For Reel


F for Fake (1973)
April 10, 2016, 2:52 pm
Filed under: Reviews | Tags: , ,

Director: Orson Welles
4 Stars
F for FakeWith F for Fake, Orson Welles steps in front of the camera and exchanges the title of director for master of ceremonies. Aside from his frequent direct address to the camera, the film also finds Welles in the editing room, at one point apologizing for the film itself before splicing together new footage. By itself, F for Fake is a hugely intoxicating essay about illusions and the ever-shifting definition of truth, but Welles’ self-reflexivity makes the viewer equally nostalgic. Welles retraces much of his career, from the famed War of the Worlds broadcast to his work on Citizen Kane.
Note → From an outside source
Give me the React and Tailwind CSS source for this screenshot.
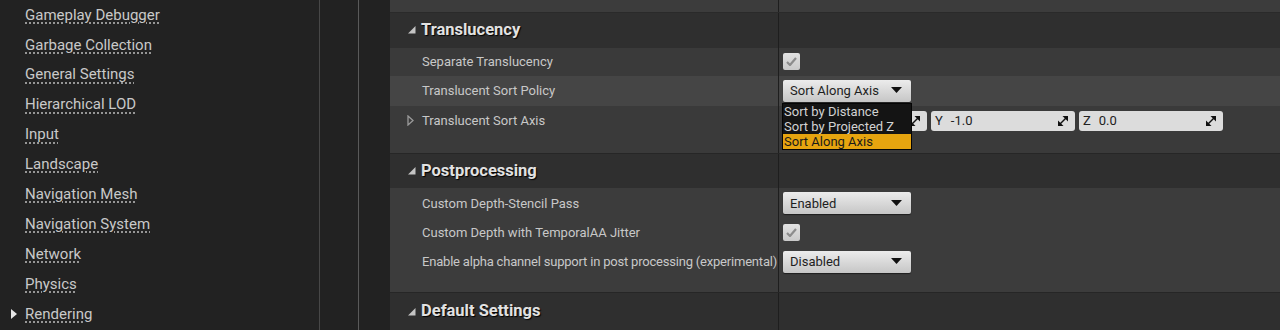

As the man looks back, so too does the audience reflect on these projects as the films of a man who, above all, considers himself to be an illusionist. What are the formal innovations of Citizen Kane if not the equivalent of sleight-of-hand—simple tricks that plays off of an audience’s expectations regarding space and the completeness of an image? The self-aware formalism of F for Fake suggests that Welles is a man who hasn’t only devoted his life to performance, but to fakery itself. In the twilight of his career, this sentiment gives the film a melancholic touch, becoming an autobiographical confession as much as it is an essay on truth.